Your Assessment
Read through the answer below and decide what level to give it. Use the Hints & Tips to help you make your assessment.
Desire is obviously important in the play because it is in the title. Also, Blanche arrives at the Kowalski home on a streetcar (tram) heading towards a place in New Orleans called Desire. Tennessee Williams had actually seen this. For some characters in the play desire is definitely dangerous and destructive, for others it is not so bad.
Blanche was married to a husband who was a secret homosexual, like Tennessee Williams, and his desire led to his suicide, which must have been destructive for Blanche. She feels guilty and still has a lot of hallucinations about it, including the gunshot by the lake that told her he was dead. To Stella, this young man was a ‘degenerate’, because at the time homosexuality was against the law and seen as perverted.
Desire is also dangerous for Blanche because after her husband’s suicide she ended up in a cheap hotel where the management were used to ‘goings-on’, but even they were shocked by Blanche because she had so many lovers there. Even soldiers from the local army camp came there for her. Then they got picked up and carried back ‘like daisies’. All this ruined her reputation, and she eventually had to leave even this hotel, the Flamingo. Finally desire also leads to Blanche losing her teaching job for having sex with a student: she is labelled ‘unfit for her position’. She must prefer younger men, like her husband and the student, and she even steals a kiss from a paper boy who calls round. She says he is like a young Arabian knight. She also says she is meant to keep ‘my hands off children’, but she just has to play with fire, even when Mitch is about to come round.
Mitch is fascinated by Blanche and wants her. But when he discovers her past, he can’t take it. When she gets led away he cries, and Stanley calls him a ‘bone-headed cry-baby’. His desire is destructive because he has lost his dream of Blanche and the respect of Stanley. Mitch likes Blanche’s personality and wild imagination, but he desires her too. Then, hearing about her love-life he goes off the idea of marriage but he still wants sex with her. He is basically a typical man of his time and Stanley’s mate, so he also regards Blanche’s behaviour as dirty: she is almost a whore. Feminists would see this as completely unfair. Stanley himself is said early on to look at women a lot, and he rapes Blanche. He blames her for not being sexually pure, and so Mitch does too.
Desire is far less destructive for Stella. She loves Stanley blindly and sometimes ‘cries in his lap like a baby’. Desire is also positive for her because it leads to motherhood. She has dropped her standards by falling for Stanley, but she is happy – even when he hits her and breaks crockery. She basically ignores Blanche when she tells her story about Stanley and his friends as being like ‘apes’ or cavemen. She says Stella has accepted a ‘sub-human’ existence with no hope of higher goals like ‘poetry and music’. Despite her snobbery, I feel she may have a point here, as at one point we see Stella reading a comic book – whereas Blanche goes on about literature, like Edgar Allan Poe. So in this way Stella’s desire has destroyed her social position.

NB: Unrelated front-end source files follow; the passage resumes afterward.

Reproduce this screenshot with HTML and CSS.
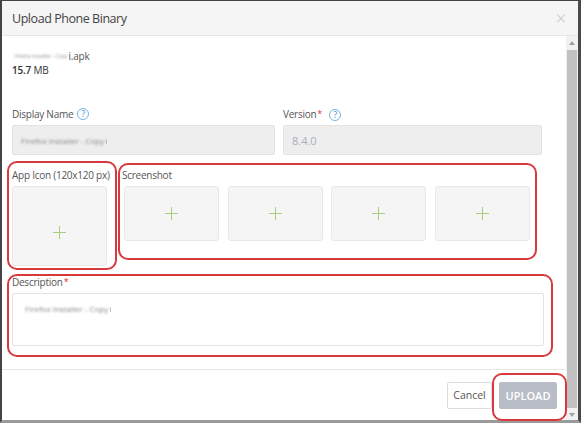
FILE: index.html
```html
<!DOCTYPE html>
<html>
<head>
<meta charset="utf-8">
<link rel="stylesheet" href="styles.css">
</head>
<body>
<div class="frame">
  <div class="header">
    <div class="title">Upload Phone Binary</div>
    <div class="close">×</div>
  </div>
  <div class="scroller">
    <div class="content">
      <div class="body">
        <div class="file">
          <div class="fname"><span class="blur tiny">Firefox Installer - Copy</span>i.apk</div>
          <div class="fsize"><b>15.7</b> MB</div>
        </div>
        <div class="row2">
          <div class="field">
            <div class="label">Display Name <span class="help">?</span></div>
            <div class="input"><span class="blur">Firefox Installer - Copy</span><span class="ghost">i</span></div>
          </div>
          <div class="field">
            <div class="label">Version<span class="req">*</span> <span class="help">?</span></div>
            <div class="input"><span class="val">8.4.0</span></div>
          </div>
        </div>
        <div class="media">
          <div class="appicon">
            <div class="label">App Icon (120x120 px)</div>
            <div class="box big"><span class="plus"></span></div>
          </div>
          <div class="shots">
            <div class="label">Screenshot</div>
            <div class="shotrow">
              <div class="box small"><span class="plus"></span></div>
              <div class="box small"><span class="plus"></span></div>
              <div class="box small"><span class="plus"></span></div>
              <div class="box small"><span class="plus"></span></div>
            </div>
          </div>
        </div>
        <div class="desc">
          <div class="label">Description<span class="req">*</span></div>
          <div class="textarea"><span class="blur">Firefox Installer - Copy</span><span class="ghost">i</span></div>
        </div>
      </div>
      <div class="footer">
        <button class="btn cancel">Cancel</button>
        <button class="btn upload">UPLOAD</button>
      </div>
    </div>
    <div class="scrollbar">
      <div class="arrow up"></div>
      <div class="thumb"></div>
      <div class="arrow down"></div>
    </div>
  </div>
  <div class="mark m-icon"></div>
  <div class="mark m-shots"></div>
  <div class="mark m-desc"></div>
  <div class="mark m-upload"></div>
</div>
</body>
</html>
```

FILE: styles.css
```css
* { box-sizing: border-box; }
html, body { margin: 0; padding: 0; }
body {
  width: 581px; height: 423px; overflow: hidden; background: #fff;
  font-family: "Open Sans", "Noto Sans", sans-serif; color: #555;
}
.frame {
  position: relative;
  width: 581px; height: 423px;
  border-left: 2px solid #444;
  border-right: 3px solid #4a4a4a;
  border-top: 1px solid #444;
  border-bottom: 3px solid #9a9a9a;
  display: flex; flex-direction: column;
}
.header {
  height: 35px; flex: none;
  background: #f5f5f5;
  border-bottom: 1px solid #e6e6e6;
  display: flex; align-items: center; justify-content: space-between;
  padding: 0 12px 0 10px;
}
.title { font-size: 12.5px; color: #444; letter-spacing: -0.45px; }
.close { font-size: 18px; color: #c4c4c4; line-height: 1; font-weight: 300; }
.scroller { flex: 1; display: flex; min-height: 0; }
.content { flex: 1; display: flex; flex-direction: column; }
.body { padding: 12px 22px 0 10px; flex: 1; }
.file { font-size: 10px; color: #555; line-height: 14px; letter-spacing: -0.2px; }
.fname { display: flex; align-items: center; margin-top: 1px; }
.fsize { color: #333; }
.fsize b { font-weight: 600; }
.blur { filter: blur(0.8px); color: #888; font-size: 8px; white-space: nowrap; }
.tiny { font-size: 5.5px; color: #999; margin-left: 3px; margin-right: 1px; }
.ghost { color: #a0a0c0; font-size: 8px; filter: blur(0.4px); margin-left: 1px; }
.label { font-size: 10px; color: #555; line-height: 14px; display: flex; align-items: center; white-space: nowrap; letter-spacing: -0.25px; }
.req { color: #d33; font-size: 9px; align-self: flex-start; margin-left: 1px; }
.help {
  display: inline-flex; align-items: center; justify-content: center;
  width: 12px; height: 12px; border: 1px solid #7ab3e0; border-radius: 50%;
  color: #4a90d0; font-size: 9px; margin-left: 4px; letter-spacing: 0;
}
.row2 { display: grid; grid-template-columns: 263px 259px; column-gap: 8px; margin-top: 30px; }
.field .label { margin-bottom: 4px; }
.field:nth-child(2) .help { margin-left: 7px; margin-top: 2px; }
.input {
  height: 30px; background: #eee; border: 1px solid #e2e2e2; border-radius: 2px;
  display: flex; align-items: center; padding: 0 8px;
}
.val { font-size: 11px; color: #a8aebb; }
.media { display: flex; margin-top: 13px; }
.appicon { width: 110px; }
.media .label { margin-bottom: 4px; }
.box {
  background: #f5f5f5; border: 1px solid #e8e8e8; border-radius: 3px;
  display: flex; align-items: center; justify-content: center;
}
.big { width: 95px; height: 80px; margin-left: 0; }
.small { width: 95px; height: 55px; }
.shotrow { display: flex; gap: 8.5px; margin-left: 2px; }
.plus { position: relative; width: 13px; height: 13px; }
.plus::before, .plus::after { content: ""; position: absolute; background: #a6cf7d; }
.plus::before { left: 6px; top: 0; width: 1px; height: 13px; }
.plus::after { top: 6px; left: 0; width: 13px; height: 1px; }
.big .plus { margin-top: 12px; }
.desc { margin-top: 9px; }
.desc .label { margin-bottom: 4px; }
.textarea {
  height: 53px; border: 1px solid #e2e2e2; border-radius: 2px; background: #fff;
  padding: 9px 12px;
  display: flex; align-items: flex-start;
}
.footer {
  height: 51px; flex: none; border-top: 1px solid #e6e6e6;
  display: flex; align-items: center; justify-content: flex-end; gap: 7px;
  padding: 0 9px 0 0;
}
.btn {
  height: 27px; font-family: inherit; font-size: 10.5px; border-radius: 2px; padding: 0;
}
.cancel { width: 45px; background: #fff; border: 1px solid #ddd; color: #555; }
.upload { width: 58px; background: #b8bdc7; border: 1px solid #b8bdc7; color: #fff; font-weight: 600; font-size: 11px; }
.scrollbar {
  width: 12px; flex: none; background: #f1f1f1; display: flex; flex-direction: column; align-items: center;
}
.thumb { flex: 1; width: 10px; background: #c1c1c1; margin: 2px 0; }
.arrow { width: 0; height: 0; border-left: 3px solid transparent; border-right: 3px solid transparent; margin: 5px 0 3px; }
.up { border-bottom: 4px solid #a0a0a0; }
.down { border-top: 4px solid #a0a0a0; margin: 3px 0 3px; }
.mark { position: absolute; border: 2px solid #d8393c; border-radius: 10px; pointer-events: none; }
.m-icon { left: 5px; top: 160px; width: 110px; height: 109px; }
.m-shots { left: 116px; top: 162px; width: 419px; height: 97px; }
.m-desc { left: 5px; top: 273px; width: 546px; height: 83px; }
.m-upload { left: 490px; top: 372px; width: 75px; height: 48px; }
```
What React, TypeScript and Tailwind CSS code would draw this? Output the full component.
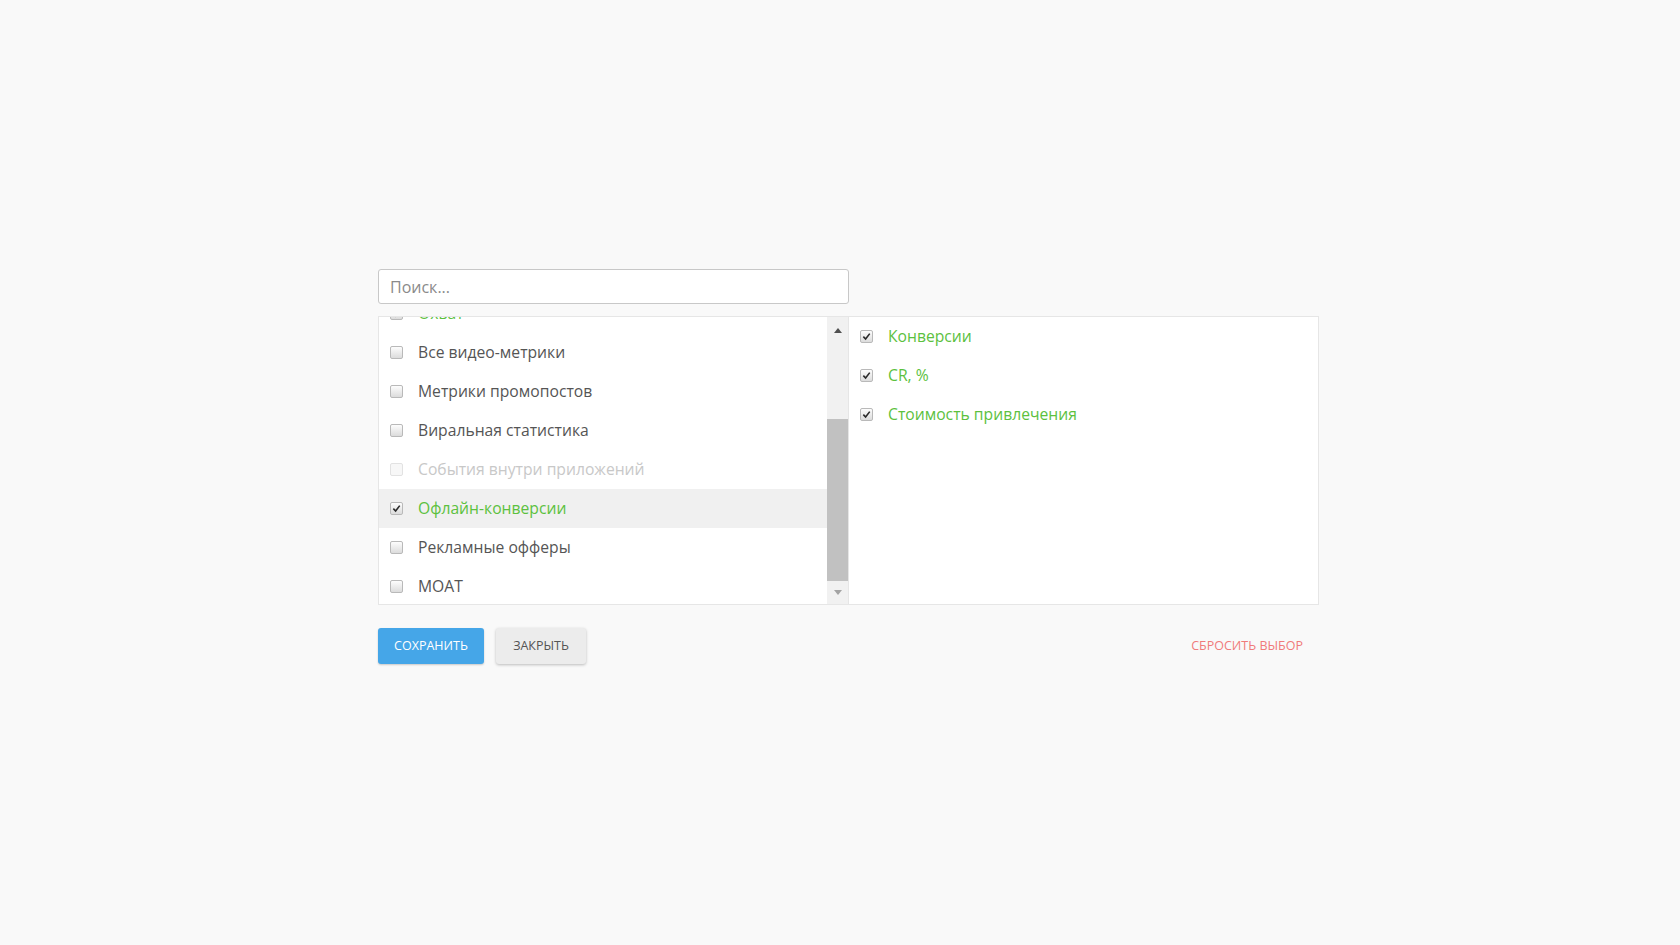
const available = [
  { label: "Охват", checked: true },
  { label: "Все видео-метрики" },
  { label: "Метрики промопостов" },
  { label: "Виральная статистика" },
  { label: "События внутри приложений", disabled: true },
  { label: "Офлайн-конверсии", checked: true, hover: true },
  { label: "Рекламные офферы" },
  { label: "MOAT" },
];

const selected = ["Конверсии", "CR, %", "Стоимость привлечения"];

function Checkbox({ checked, disabled }: { checked?: boolean; disabled?: boolean }) {
  return (
    <span
      className={`flex h-[13px] w-[13px] shrink-0 items-center justify-center rounded-[2px] border ${
        disabled
          ? "border-[#e2e2e2] bg-[#f7f7f7]"
          : "border-[#b9b9b9] bg-gradient-to-b from-[#fdfdfd] to-[#dcdcdc]"
      }`}
    >
      {checked && (
        <svg viewBox="0 0 10 10" className="h-[9px] w-[9px]">
          <path d="M1.5 5.2 L4 7.8 L8.6 1.8" fill="none" stroke="#2b2b2b" strokeWidth="1.8" />
        </svg>
      )}
    </span>
  );
}

function Row({
  label,
  checked,
  disabled,
  hover,
}: {
  label: string;
  checked?: boolean;
  disabled?: boolean;
  hover?: boolean;
}) {
  return (
    <div className={`flex h-[39px] items-center gap-[15px] pl-[11px] ${hover ? "bg-[#f0f0f0]" : ""}`}>
      <Checkbox checked={checked} disabled={disabled} />
      <span
        className={`text-[15.7px] ${
          disabled ? "text-[#c8c8c8]" : checked ? "text-[#5cc13e]" : "text-[#555555]"
        }`}
      >
        {label}
      </span>
    </div>
  );
}

export default function App() {
  return (
    <div className="min-h-[945px] bg-[#f9f9f9] font-['Open_Sans',sans-serif]">
      <div className="ml-[378px] flex w-[941px] flex-col pt-[269px]">
        <input
          placeholder="Поиск..."
          className="h-[35px] w-[471px] rounded-[3px] border border-[#c8c8c8] bg-white px-[11px] text-[16px] text-[#555] placeholder:text-[#8a8a8a] outline-none"
        />

        <div className="mt-[12px] flex h-[289px] border border-[#e6e6e6] bg-white">
          <div className="flex w-[470px] border-r border-[#e6e6e6]">
            <div className="flex-1 overflow-hidden">
              <div className="-mt-[23px]">
                {available.map((item) => (
                  <Row key={item.label} {...item} />
                ))}
              </div>
            </div>
            <div className="flex w-[21px] flex-col bg-[#f1f1f1]">
              <div className="flex h-[26px] items-center justify-center">
                <span className="h-0 w-0 border-x-[4px] border-b-[5px] border-x-transparent border-b-[#505050]" />
              </div>
              <div className="h-[76px]" />
              <div className="h-[162px] bg-[#c1c1c1]" />
              <div className="flex flex-1 items-center justify-center">
                <span className="h-0 w-0 border-x-[4px] border-t-[5px] border-x-transparent border-t-[#a3a3a3]" />
              </div>
            </div>
          </div>
          <div className="flex-1">
            {selected.map((label) => (
              <Row key={label} label={label} checked />
            ))}
          </div>
        </div>

        <div className="mt-[23px] flex items-center">
          <button className="h-[36px] w-[106px] rounded-[3px] bg-[#45a6e8] text-[12.5px] uppercase text-white shadow-[0_1px_2px_rgba(0,0,0,0.2)]">
            Сохранить
          </button>
          <button className="ml-[12px] h-[36px] w-[90px] rounded-[3px] bg-[#ececec] text-[12.5px] uppercase text-[#555] shadow-[0_1px_3px_rgba(0,0,0,0.25)]">
            Закрыть
          </button>
          <button className="ml-auto mr-[16px] text-[12.5px] uppercase text-[#f07b7b]">
            Сбросить выбор
          </button>
        </div>
      </div>
    </div>
  );
}
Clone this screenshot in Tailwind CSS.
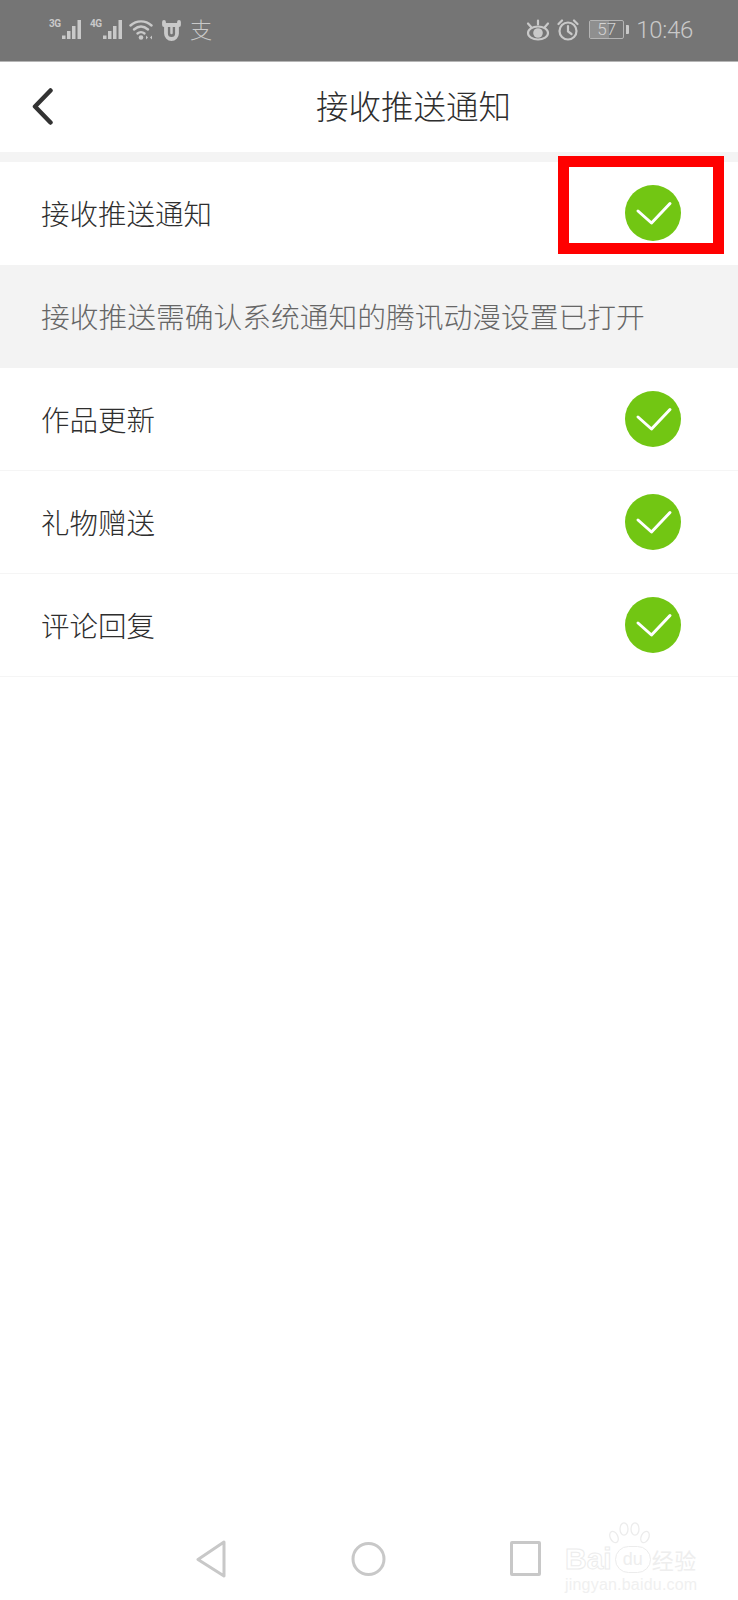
<!DOCTYPE html>
<html lang="zh-CN">
<head>
<meta charset="utf-8">
<title>接收推送通知</title>
<script src="https://cdn.jsdelivr.net/npm/@tailwindcss/browser@4"></script>
</head>
<body class="bg-white">
<div class="relative w-[738px] h-[1600px] overflow-hidden flex flex-col bg-white font-['Noto_Sans_CJK_SC','Noto_Sans',sans-serif]">

  <!-- status bar -->
  <div class="h-[62px] shrink-0 bg-[#757575] border-b border-[#b5b5b5] flex items-center justify-between pl-[49px] pr-[45px] text-[#c9c9c9]">
    <div class="flex items-center h-[24px] -mt-[2px]">
      <span class="w-[12px] text-[10px] leading-none font-['Roboto',sans-serif] font-bold self-start mt-[1px] tracking-[-0.5px]">3G</span>
      <svg class="w-[22px] h-[22px]" viewBox="0 0 22 22" fill="currentColor"><rect x="1" y="16.500" width="3.500" height="3.500"/><rect x="6" y="12" width="3.500" height="8"/><rect x="11" y="7" width="3.500" height="13"/><rect x="16.500" y="1" width="3.500" height="19"/></svg>
      <span class="w-[12px] ml-[7px] text-[10px] leading-none font-['Roboto',sans-serif] font-bold self-start mt-[1px] tracking-[-0.5px]">4G</span>
      <svg class="w-[22px] h-[22px]" viewBox="0 0 22 22" fill="currentColor"><rect x="1" y="16.500" width="3.500" height="3.500"/><rect x="6" y="12" width="3.500" height="8"/><rect x="11" y="7" width="3.500" height="13"/><rect x="16.500" y="1" width="3.500" height="19"/></svg>
      <!-- wifi -->
      <svg class="ml-[5px] w-[26px] h-[22px]" viewBox="0 0 26 22" fill="none" stroke="currentColor" stroke-width="2.400" stroke-linecap="round"><path d="M1.500 6.500C7.500 1 16.500 1 22.500 6.500"/><path d="M5 10.500C9.500 6.500 14.500 6.500 19 10.500"/><path d="M8.500 14.500C10.500 12.800 13.500 12.800 15.500 14.500"/><circle cx="12" cy="18.500" r="2.300" fill="currentColor" stroke="none"/><path d="M19 18.500l-2-2v4zM21 18.500l2-2v4z" fill="currentColor" stroke="none"/></svg>
      <!-- bull badge -->
      <svg class="ml-[6px] w-[21px] h-[22px]" viewBox="0 0 21 22" fill="none" stroke="currentColor" stroke-width="3.800" stroke-linecap="round" stroke-linejoin="round"><path d="M3 3v3h15V3"/><path d="M5 6.500v8a5.500 5.500 0 0 0 11 0v-8"/><path d="M10.500 8v6" stroke-width="2.500"/></svg>
      <span class="ml-[8px] w-[22px] text-[22px] leading-none font-light -mt-[3px]">支</span>
    </div>
    <div class="flex items-center h-[24px] -mt-[2px]">
      <!-- eye -->
      <svg class="w-[24px] h-[22px]" viewBox="0 0 24 22" fill="none" stroke="currentColor" stroke-width="2.200" stroke-linecap="round"><path d="M2 4.500l3.500 4M22 4.500l-3.500 4M12 1.500v4"/><ellipse cx="12" cy="14" rx="10" ry="6.500"/><circle cx="12" cy="14" r="4.800" fill="currentColor" stroke="none"/></svg>
      <!-- alarm clock -->
      <svg class="ml-[7px] w-[22px] h-[24px]" viewBox="0 0 22 24" fill="none" stroke="currentColor" stroke-width="2.200" stroke-linecap="round"><circle cx="11" cy="13" r="8.500"/><path d="M11 8v5.500l3.500 2.500M1.500 6L5 2.500M20.500 6L17 2.500"/></svg>
      <!-- battery -->
      <div class="ml-[10px] relative w-[35px] h-[19px] border border-[#b4b4b4] rounded-[2px] overflow-hidden">
        <div class="h-full w-[57%] bg-[#8f8f8f]"></div>
        <span class="absolute inset-0 flex items-center justify-center text-[17px] leading-none font-['Roboto',sans-serif] font-light text-[#d4d4d4]">57</span>
      </div>
      <div class="ml-[2px] w-[3px] h-[9px] bg-[#c9c9c9] rounded-r-[1px]"></div>
      <span class="ml-[7px] text-[24px] leading-none font-['Roboto',sans-serif] font-light tracking-[-0.3px]">10:46</span>
    </div>
  </div>

  <!-- title bar -->
  <div class="h-[90px] shrink-0 flex items-center pl-[32px]">
    <svg class="w-[21px] h-[37px] shrink-0 -mt-[2px]" viewBox="0 0 21 37" fill="none" stroke="#333333" stroke-width="4.500" stroke-linecap="round" stroke-linejoin="round"><path d="M18.500 2.500L3 18.500L18.500 34.500"/></svg>
    <h1 class="ml-[263px] text-[32.500px] leading-none font-light text-[#2e2e2e] whitespace-nowrap -mt-[3px]">接收推送通知</h1>
  </div>

  <div class="h-[10px] shrink-0 bg-[#f4f4f4]"></div>

  <div class="h-[103px] shrink-0 flex items-center justify-between pl-[41px] pr-[57px]">
    <span class="text-[28.500px] leading-none font-light text-[#2e2e2e]">接收推送通知</span>
    <svg class="w-[56px] h-[56px] -mt-[1px]" viewBox="0 0 56 56"><circle cx="28" cy="28" r="28" fill="#72c613"/><path d="M13 26L26.500 38L45 18.500" fill="none" stroke="#ffffff" stroke-width="3" stroke-linecap="round" stroke-linejoin="round"/></svg>
  </div>

  <div class="h-[103px] shrink-0 bg-[#f3f3f3] flex items-center pl-[41px]">
    <span class="text-[28.750px] leading-none font-light text-[#666666] whitespace-nowrap">接收推送需确认系统通知的腾讯动漫设置已打开</span>
  </div>

  <div class="h-[103px] shrink-0 flex items-center justify-between pl-[41px] pr-[57px] border-b border-[#f5f5f5]">
    <span class="text-[28.500px] leading-none font-light text-[#2e2e2e] mt-[1px]">作品更新</span>
    <svg class="w-[56px] h-[56px] -mt-[1px]" viewBox="0 0 56 56"><circle cx="28" cy="28" r="28" fill="#72c613"/><path d="M13 26L26.500 38L45 18.500" fill="none" stroke="#ffffff" stroke-width="3" stroke-linecap="round" stroke-linejoin="round"/></svg>
  </div>
  <div class="h-[103px] shrink-0 flex items-center justify-between pl-[41px] pr-[57px] border-b border-[#f5f5f5]">
    <span class="text-[28.500px] leading-none font-light text-[#2e2e2e] mt-[1px]">礼物赠送</span>
    <svg class="w-[56px] h-[56px] -mt-[1px]" viewBox="0 0 56 56"><circle cx="28" cy="28" r="28" fill="#72c613"/><path d="M13 26L26.500 38L45 18.500" fill="none" stroke="#ffffff" stroke-width="3" stroke-linecap="round" stroke-linejoin="round"/></svg>
  </div>
  <div class="h-[103px] shrink-0 flex items-center justify-between pl-[41px] pr-[57px] border-b border-[#f5f5f5]">
    <span class="text-[28.500px] leading-none font-light text-[#2e2e2e] mt-[1px]">评论回复</span>
    <svg class="w-[56px] h-[56px] -mt-[1px]" viewBox="0 0 56 56"><circle cx="28" cy="28" r="28" fill="#72c613"/><path d="M13 26L26.500 38L45 18.500" fill="none" stroke="#ffffff" stroke-width="3" stroke-linecap="round" stroke-linejoin="round"/></svg>
  </div>

  <!-- navigation keys -->
  <div class="mt-auto h-[37px] mb-[23px] flex items-center pl-[196px]">
    <svg class="w-[30px] h-[38px]" viewBox="0 0 30 38" fill="none" stroke="#c8c8c8" stroke-width="3" stroke-linejoin="round"><path d="M28 2L2 19.500L28 36z"/></svg>
    <svg class="ml-[125px] w-[35px] h-[38px]" viewBox="0 0 35 38"><circle cx="17.500" cy="19" r="15.500" fill="none" stroke="#c8c8c8" stroke-width="3"/></svg>
    <div class="ml-[124px] w-[31px] h-[35px] border-[3px] border-[#c8c8c8] rounded-[2px]"></div>
  </div>

  <!-- highlight frame around the first toggle -->
  <div class="absolute left-[558px] top-[156px] w-[166px] h-[98px] border-[11px] border-[#ff0000]"></div>

  <!-- site mark in the lower corner -->
  <div class="absolute left-[565px] top-[1522px] w-[134px] h-[72px] text-[#eeeeee] font-['Liberation_Sans',sans-serif]">
    <svg class="absolute left-[44px] top-0 w-[42px] h-[28px]" viewBox="0 0 42 28" fill="none" stroke="#ececec" stroke-width="1.300"><ellipse cx="5" cy="15" rx="3.800" ry="6" transform="rotate(-25 5 15)"/><ellipse cx="15" cy="7" rx="4" ry="6.200"/><ellipse cx="26" cy="7" rx="4" ry="6.200"/><ellipse cx="36" cy="15" rx="3.800" ry="6" transform="rotate(25 36 15)"/></svg>
    <div class="absolute left-0 top-[22px] flex items-center">
      <span class="text-[30px] leading-none font-bold text-transparent [-webkit-text-stroke:1px_#ececec]">Bai</span>
      <span class="ml-[3px] w-[36px] h-[27px] rounded-full border border-[#ececec] flex items-center justify-center text-[18px] leading-none">du</span>
      <span class="ml-[1px] text-[22px] leading-none font-['Noto_Sans_CJK_SC',sans-serif] whitespace-nowrap tracking-[0.5px]">经验</span>
    </div>
    <div class="absolute left-0 top-[55px] text-[16px] leading-none whitespace-nowrap tracking-[0.2px] text-[#f0f0f0]">jingyan.baidu.com</div>
  </div>
</div>
</body>
</html>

For Stanley desire is represented by the ‘coloured lights’ that he turns on to have sex with Stella. He is very happy with her, except when she threatens to leave at the end of Scene Three because he has hit her. However, he still betrays her by raping her sister. He tells her that everything will be all right again when they can ‘get those coloured lights going’ and ‘make noise again’, after Blanche has gone. For him, Blanche just gets in the way and interferes with his sex life. Even so, he does not mind ‘interfering’ with her as he puts it at the end of Scene Ten. He says: ‘We’ve had this date with each other from the beginning!’, as if it was inevitable, so he cannot be blamed. He makes it sound like they are just going out on a ‘date’.
Despite the baby that arrives at the end of the play, and despite Stanley and Stella having a happy love life, it does seem that desire is mostly dangerous and destructive. It leads to Blanche’s husband killing himself, and to her going mad.